The problem | Each line of the listing must be transcribed exactly, except for the images, which should be excluded.

□ □ □ □ □

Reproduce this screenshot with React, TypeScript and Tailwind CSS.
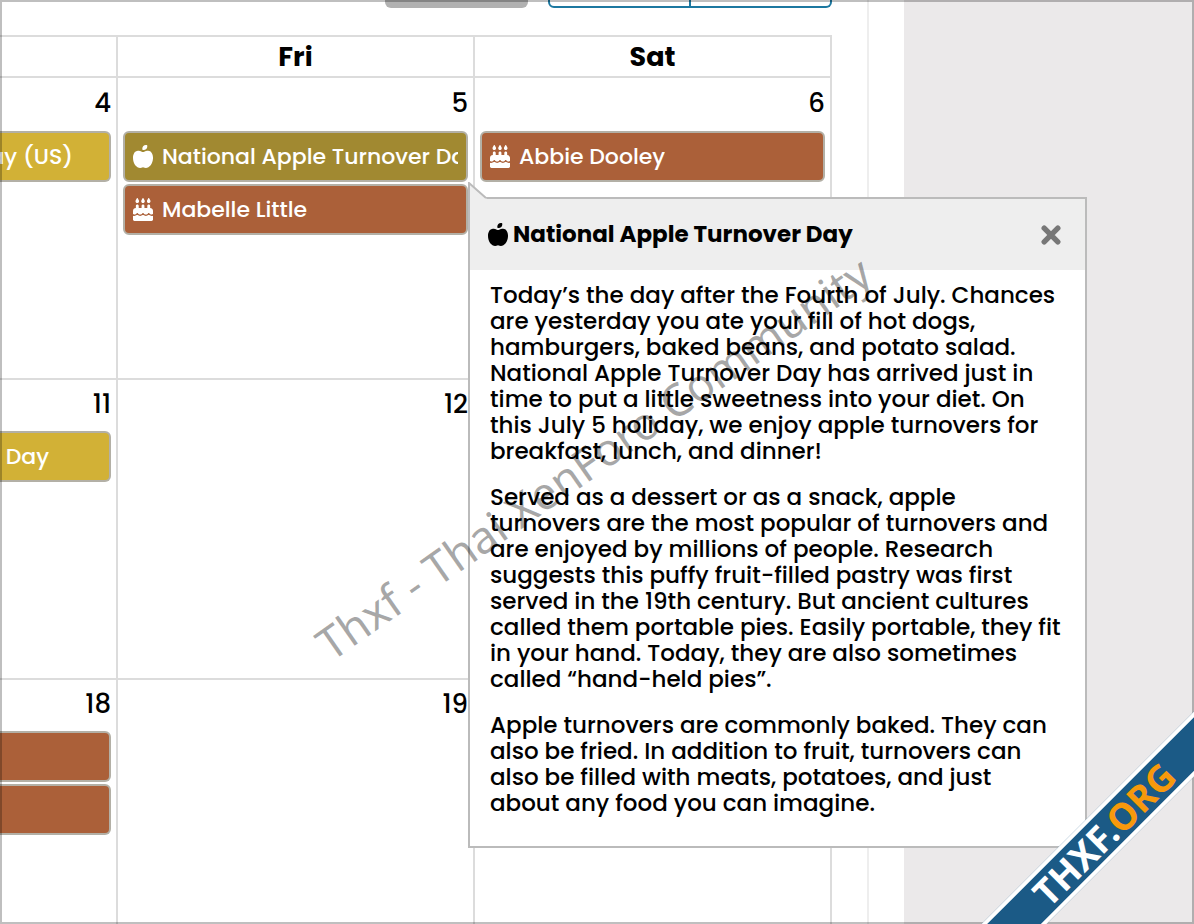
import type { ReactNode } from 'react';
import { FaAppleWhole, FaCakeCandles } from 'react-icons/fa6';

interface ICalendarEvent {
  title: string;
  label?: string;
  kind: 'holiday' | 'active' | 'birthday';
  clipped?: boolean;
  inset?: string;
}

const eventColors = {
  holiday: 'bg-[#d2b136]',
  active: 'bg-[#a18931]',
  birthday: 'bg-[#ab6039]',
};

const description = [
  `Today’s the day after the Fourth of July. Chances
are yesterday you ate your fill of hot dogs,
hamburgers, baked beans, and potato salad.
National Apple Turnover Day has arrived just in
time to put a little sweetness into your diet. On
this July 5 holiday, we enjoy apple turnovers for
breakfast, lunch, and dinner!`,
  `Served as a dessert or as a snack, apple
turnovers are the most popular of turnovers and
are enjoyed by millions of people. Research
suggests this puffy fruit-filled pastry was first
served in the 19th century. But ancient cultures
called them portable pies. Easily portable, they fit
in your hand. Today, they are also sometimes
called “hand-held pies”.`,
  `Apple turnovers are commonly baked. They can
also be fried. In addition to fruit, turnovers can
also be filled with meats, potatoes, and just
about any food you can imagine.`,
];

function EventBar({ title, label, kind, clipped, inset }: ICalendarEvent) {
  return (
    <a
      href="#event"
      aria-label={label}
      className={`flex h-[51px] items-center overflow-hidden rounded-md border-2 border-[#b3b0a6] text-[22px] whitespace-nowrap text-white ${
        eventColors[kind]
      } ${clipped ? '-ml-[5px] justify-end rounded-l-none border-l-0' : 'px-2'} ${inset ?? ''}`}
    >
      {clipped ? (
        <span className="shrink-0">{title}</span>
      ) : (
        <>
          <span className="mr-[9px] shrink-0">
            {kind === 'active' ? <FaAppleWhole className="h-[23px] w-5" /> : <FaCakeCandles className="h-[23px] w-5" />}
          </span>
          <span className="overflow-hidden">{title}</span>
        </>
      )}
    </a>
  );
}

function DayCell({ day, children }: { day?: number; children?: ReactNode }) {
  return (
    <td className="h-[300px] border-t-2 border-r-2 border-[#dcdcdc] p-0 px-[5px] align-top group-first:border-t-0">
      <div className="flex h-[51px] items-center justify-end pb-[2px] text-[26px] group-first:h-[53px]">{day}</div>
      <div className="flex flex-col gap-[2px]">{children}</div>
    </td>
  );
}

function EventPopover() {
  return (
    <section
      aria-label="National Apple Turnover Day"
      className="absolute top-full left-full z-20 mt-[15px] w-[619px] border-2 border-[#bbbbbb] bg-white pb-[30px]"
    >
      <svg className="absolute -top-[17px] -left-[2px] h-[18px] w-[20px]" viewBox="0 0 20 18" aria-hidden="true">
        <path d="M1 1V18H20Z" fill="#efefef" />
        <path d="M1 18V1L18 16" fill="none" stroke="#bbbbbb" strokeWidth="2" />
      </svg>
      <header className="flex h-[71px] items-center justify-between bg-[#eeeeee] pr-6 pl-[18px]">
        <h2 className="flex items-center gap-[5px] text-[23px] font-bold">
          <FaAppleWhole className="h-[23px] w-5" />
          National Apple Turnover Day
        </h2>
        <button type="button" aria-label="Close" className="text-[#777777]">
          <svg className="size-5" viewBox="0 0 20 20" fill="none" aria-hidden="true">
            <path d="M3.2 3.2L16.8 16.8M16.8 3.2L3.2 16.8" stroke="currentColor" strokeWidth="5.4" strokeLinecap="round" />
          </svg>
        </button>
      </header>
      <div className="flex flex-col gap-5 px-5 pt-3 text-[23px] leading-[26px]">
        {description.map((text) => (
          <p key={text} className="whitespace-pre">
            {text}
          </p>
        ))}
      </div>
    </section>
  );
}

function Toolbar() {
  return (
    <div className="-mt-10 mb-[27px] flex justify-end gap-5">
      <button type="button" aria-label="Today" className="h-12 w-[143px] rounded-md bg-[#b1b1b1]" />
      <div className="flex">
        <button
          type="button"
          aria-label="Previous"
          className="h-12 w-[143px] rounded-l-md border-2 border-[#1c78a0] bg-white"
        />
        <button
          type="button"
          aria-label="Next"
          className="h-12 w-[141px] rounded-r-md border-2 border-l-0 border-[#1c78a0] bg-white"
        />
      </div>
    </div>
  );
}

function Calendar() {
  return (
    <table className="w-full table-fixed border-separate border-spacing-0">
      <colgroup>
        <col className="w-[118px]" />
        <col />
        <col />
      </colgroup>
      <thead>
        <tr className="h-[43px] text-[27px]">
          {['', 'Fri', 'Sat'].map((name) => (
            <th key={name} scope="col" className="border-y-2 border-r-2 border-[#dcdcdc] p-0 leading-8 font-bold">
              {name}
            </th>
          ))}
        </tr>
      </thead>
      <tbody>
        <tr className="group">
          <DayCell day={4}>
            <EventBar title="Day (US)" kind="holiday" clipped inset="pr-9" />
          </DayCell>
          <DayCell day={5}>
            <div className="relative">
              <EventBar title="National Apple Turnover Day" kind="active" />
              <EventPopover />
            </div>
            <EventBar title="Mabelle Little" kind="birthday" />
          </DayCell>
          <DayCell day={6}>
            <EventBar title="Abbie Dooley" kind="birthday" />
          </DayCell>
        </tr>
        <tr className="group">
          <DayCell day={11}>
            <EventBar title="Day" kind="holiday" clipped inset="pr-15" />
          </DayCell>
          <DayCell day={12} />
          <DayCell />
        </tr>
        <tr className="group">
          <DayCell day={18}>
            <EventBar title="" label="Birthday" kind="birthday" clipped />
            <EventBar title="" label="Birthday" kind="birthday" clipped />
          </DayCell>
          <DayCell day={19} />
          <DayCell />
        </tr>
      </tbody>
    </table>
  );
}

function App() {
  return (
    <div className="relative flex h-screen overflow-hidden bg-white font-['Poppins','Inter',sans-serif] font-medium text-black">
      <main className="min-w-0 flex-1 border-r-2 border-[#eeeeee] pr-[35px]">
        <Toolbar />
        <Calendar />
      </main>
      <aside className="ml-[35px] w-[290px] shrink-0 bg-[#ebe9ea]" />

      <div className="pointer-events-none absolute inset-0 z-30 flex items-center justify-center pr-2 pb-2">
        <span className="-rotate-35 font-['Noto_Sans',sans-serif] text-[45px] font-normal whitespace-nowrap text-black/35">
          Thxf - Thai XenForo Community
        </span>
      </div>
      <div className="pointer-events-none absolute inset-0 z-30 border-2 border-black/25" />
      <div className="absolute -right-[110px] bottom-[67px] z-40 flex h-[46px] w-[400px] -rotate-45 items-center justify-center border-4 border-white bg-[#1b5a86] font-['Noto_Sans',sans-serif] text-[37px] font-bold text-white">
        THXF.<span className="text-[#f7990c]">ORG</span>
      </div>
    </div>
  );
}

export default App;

□ □ □ □ □

Problem solution |
Reproduce this screenshot with React, TypeScript and Tailwind CSS.
import type { ReactNode } from 'react';
import { FaAppleWhole, FaCakeCandles } from 'react-icons/fa6';

interface ICalendarEvent {
  title: string;
  label?: string;
  kind: 'holiday' | 'active' | 'birthday';
  clipped?: boolean;
  inset?: string;
}

const eventColors = {
  holiday: 'bg-[#d2b136]',
  active: 'bg-[#a18931]',
  birthday: 'bg-[#ab6039]',
};

const description = [
  `Today’s the day after the Fourth of July. Chances
are yesterday you ate your fill of hot dogs,
hamburgers, baked beans, and potato salad.
National Apple Turnover Day has arrived just in
time to put a little sweetness into your diet. On
this July 5 holiday, we enjoy apple turnovers for
breakfast, lunch, and dinner!`,
  `Served as a dessert or as a snack, apple
turnovers are the most popular of turnovers and
are enjoyed by millions of people. Research
suggests this puffy fruit-filled pastry was first
served in the 19th century. But ancient cultures
called them portable pies. Easily portable, they fit
in your hand. Today, they are also sometimes
called “hand-held pies”.`,
  `Apple turnovers are commonly baked. They can
also be fried. In addition to fruit, turnovers can
also be filled with meats, potatoes, and just
about any food you can imagine.`,
];

function EventBar({ title, label, kind, clipped, inset }: ICalendarEvent) {
  return (
    <a
      href="#event"
      aria-label={label}
      className={`flex h-[51px] items-center overflow-hidden rounded-md border-2 border-[#b3b0a6] text-[22px] whitespace-nowrap text-white ${
        eventColors[kind]
      } ${clipped ? '-ml-[5px] justify-end rounded-l-none border-l-0' : 'px-2'} ${inset ?? ''}`}
    >
      {clipped ? (
        <span className="shrink-0">{title}</span>
      ) : (
        <>
          <span className="mr-[9px] shrink-0">
            {kind === 'active' ? <FaAppleWhole className="h-[23px] w-5" /> : <FaCakeCandles className="h-[23px] w-5" />}
          </span>
          <span className="overflow-hidden">{title}</span>
        </>
      )}
    </a>
  );
}

function DayCell({ day, children }: { day?: number; children?: ReactNode }) {
  return (
    <td className="h-[300px] border-t-2 border-r-2 border-[#dcdcdc] p-0 px-[5px] align-top group-first:border-t-0">
      <div className="flex h-[51px] items-center justify-end pb-[2px] text-[26px] group-first:h-[53px]">{day}</div>
      <div className="flex flex-col gap-[2px]">{children}</div>
    </td>
  );
}

function EventPopover() {
  return (
    <section
      aria-label="National Apple Turnover Day"
      className="absolute top-full left-full z-20 mt-[15px] w-[619px] border-2 border-[#bbbbbb] bg-white pb-[30px]"
    >
      <svg className="absolute -top-[17px] -left-[2px] h-[18px] w-[20px]" viewBox="0 0 20 18" aria-hidden="true">
        <path d="M1 1V18H20Z" fill="#efefef" />
        <path d="M1 18V1L18 16" fill="none" stroke="#bbbbbb" strokeWidth="2" />
      </svg>
      <header className="flex h-[71px] items-center justify-between bg-[#eeeeee] pr-6 pl-[18px]">
        <h2 className="flex items-center gap-[5px] text-[23px] font-bold">
          <FaAppleWhole className="h-[23px] w-5" />
          National Apple Turnover Day
        </h2>
        <button type="button" aria-label="Close" className="text-[#777777]">
          <svg className="size-5" viewBox="0 0 20 20" fill="none" aria-hidden="true">
            <path d="M3.2 3.2L16.8 16.8M16.8 3.2L3.2 16.8" stroke="currentColor" strokeWidth="5.4" strokeLinecap="round" />
          </svg>
        </button>
      </header>
      <div className="flex flex-col gap-5 px-5 pt-3 text-[23px] leading-[26px]">
        {description.map((text) => (
          <p key={text} className="whitespace-pre">
            {text}
          </p>
        ))}
      </div>
    </section>
  );
}

function Toolbar() {
  return (
    <div className="-mt-10 mb-[27px] flex justify-end gap-5">
      <button type="button" aria-label="Today" className="h-12 w-[143px] rounded-md bg-[#b1b1b1]" />
      <div className="flex">
        <button
          type="button"
          aria-label="Previous"
          className="h-12 w-[143px] rounded-l-md border-2 border-[#1c78a0] bg-white"
        />
        <button
          type="button"
          aria-label="Next"
          className="h-12 w-[141px] rounded-r-md border-2 border-l-0 border-[#1c78a0] bg-white"
        />
      </div>
    </div>
  );
}

function Calendar() {
  return (
    <table className="w-full table-fixed border-separate border-spacing-0">
      <colgroup>
        <col className="w-[118px]" />
        <col />
        <col />
      </colgroup>
      <thead>
        <tr className="h-[43px] text-[27px]">
          {['', 'Fri', 'Sat'].map((name) => (
            <th key={name} scope="col" className="border-y-2 border-r-2 border-[#dcdcdc] p-0 leading-8 font-bold">
              {name}
            </th>
          ))}
        </tr>
      </thead>
      <tbody>
        <tr className="group">
          <DayCell day={4}>
            <EventBar title="Day (US)" kind="holiday" clipped inset="pr-9" />
          </DayCell>
          <DayCell day={5}>
            <div className="relative">
              <EventBar title="National Apple Turnover Day" kind="active" />
              <EventPopover />
            </div>
            <EventBar title="Mabelle Little" kind="birthday" />
          </DayCell>
          <DayCell day={6}>
            <EventBar title="Abbie Dooley" kind="birthday" />
          </DayCell>
        </tr>
        <tr className="group">
          <DayCell day={11}>
            <EventBar title="Day" kind="holiday" clipped inset="pr-15" />
          </DayCell>
          <DayCell day={12} />
          <DayCell />
        </tr>
        <tr className="group">
          <DayCell day={18}>
            <EventBar title="" label="Birthday" kind="birthday" clipped />
            <EventBar title="" label="Birthday" kind="birthday" clipped />
          </DayCell>
          <DayCell day={19} />
          <DayCell />
        </tr>
      </tbody>
    </table>
  );
}

function App() {
  return (
    <div className="relative flex h-screen overflow-hidden bg-white font-['Poppins','Inter',sans-serif] font-medium text-black">
      <main className="min-w-0 flex-1 border-r-2 border-[#eeeeee] pr-[35px]">
        <Toolbar />
        <Calendar />
      </main>
      <aside className="ml-[35px] w-[290px] shrink-0 bg-[#ebe9ea]" />

      <div className="pointer-events-none absolute inset-0 z-30 flex items-center justify-center pr-2 pb-2">
        <span className="-rotate-35 font-['Noto_Sans',sans-serif] text-[45px] font-normal whitespace-nowrap text-black/35">
          Thxf - Thai XenForo Community
        </span>
      </div>
      <div className="pointer-events-none absolute inset-0 z-30 border-2 border-black/25" />
      <div className="absolute -right-[110px] bottom-[67px] z-40 flex h-[46px] w-[400px] -rotate-45 items-center justify-center border-4 border-white bg-[#1b5a86] font-['Noto_Sans',sans-serif] text-[37px] font-bold text-white">
        THXF.<span className="text-[#f7990c]">ORG</span>
      </div>
    </div>
  );
}

export default App;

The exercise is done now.